There is also a domestic component to the US escalation of tensions with Russia. The Bush administration is consciously seeking to create an atmosphere of international crisis in the run-up to the November presidential election. It calculates that an election held in an environment of fear and insecurity will boost the electoral chances of the Republican candidate John McCain.
McCain has based his campaign on his military background and his supposed foreign policy experience. From early on, he has called for a more combative stance toward Russia, and has responded to the Georgia crisis by demanding Russia’s ejection from the G-8 and other punitive measures.
The Wall Street Journal in an editorial on Wednesday summed up the demand of sections of the ruling elite and elements within the Bush administration for a major and permanent shift to something like a new Cold War against Russia. The newspaper wrote: “Reshaping US policy toward Russia will take longer than the months between now and January 20, when a new president takes office. But Mr. Bush can at least atone for his earlier misjudgments about Mr. Putin and steer policy in a new direction that his successor would have to deal with.”
There are, in fact, only relatively minor tactical differences between McCain and Democratic candidate Barack Obama on US policy toward Russia. Both continue to demand the admission of Georgia and Ukraine into NATO, which would put the US-led military alliance on the very doorstep of Russia. Had Georgia already been a member of NATO, the alliance would have been legally bound to intervene militarily in its defense following Russia’s incursion into South Ossetia.
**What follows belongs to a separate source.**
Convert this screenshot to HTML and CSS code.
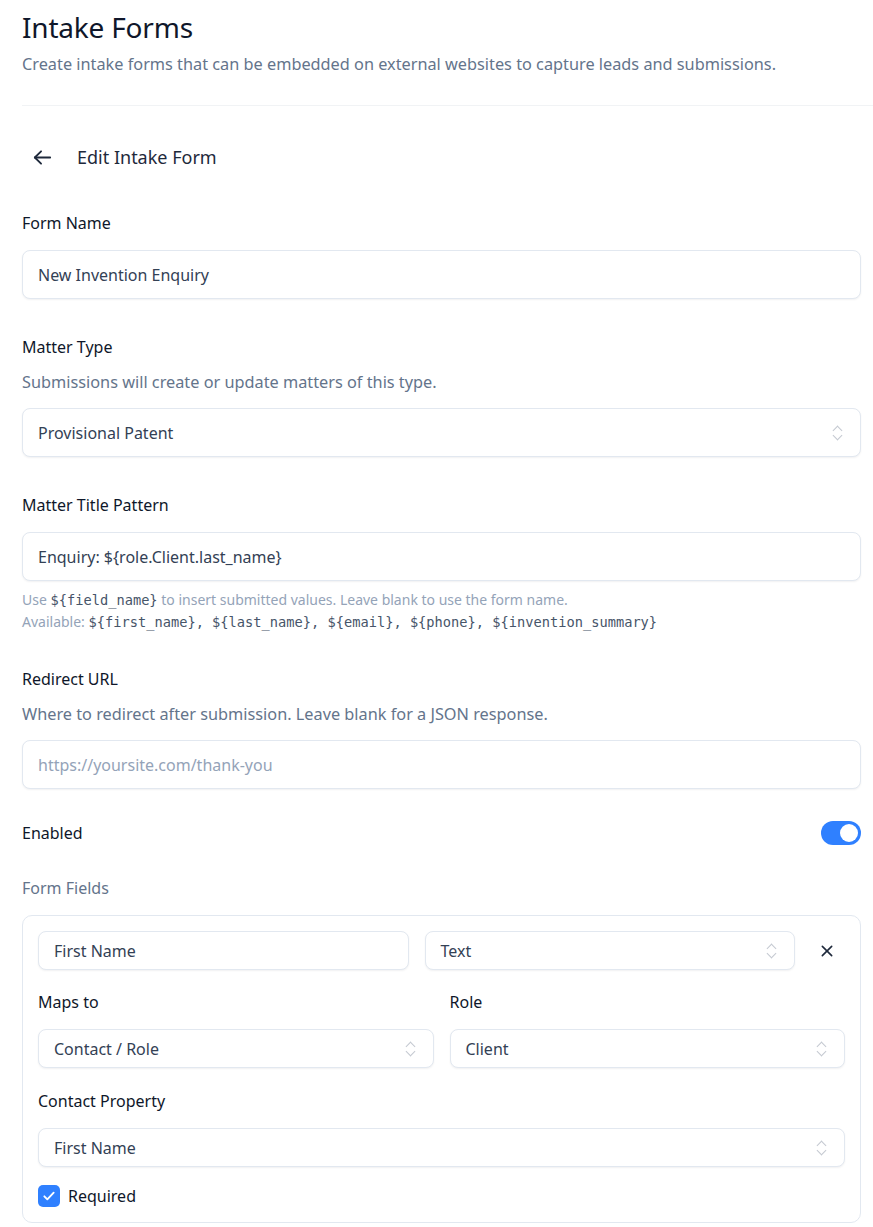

The trajectory of the imperialist drive to carve up the world, spearheaded by US imperialism’s mad drive for global hegemony, is ominously clear. The American ruling elite will drag American workers and all of humanity into a catastrophe unless it is stopped. The only social force capable of achieving this is the international working class, united in the struggle to put an end to capitalism, the source of imperialist war, on the basis of a revolutionary socialist program.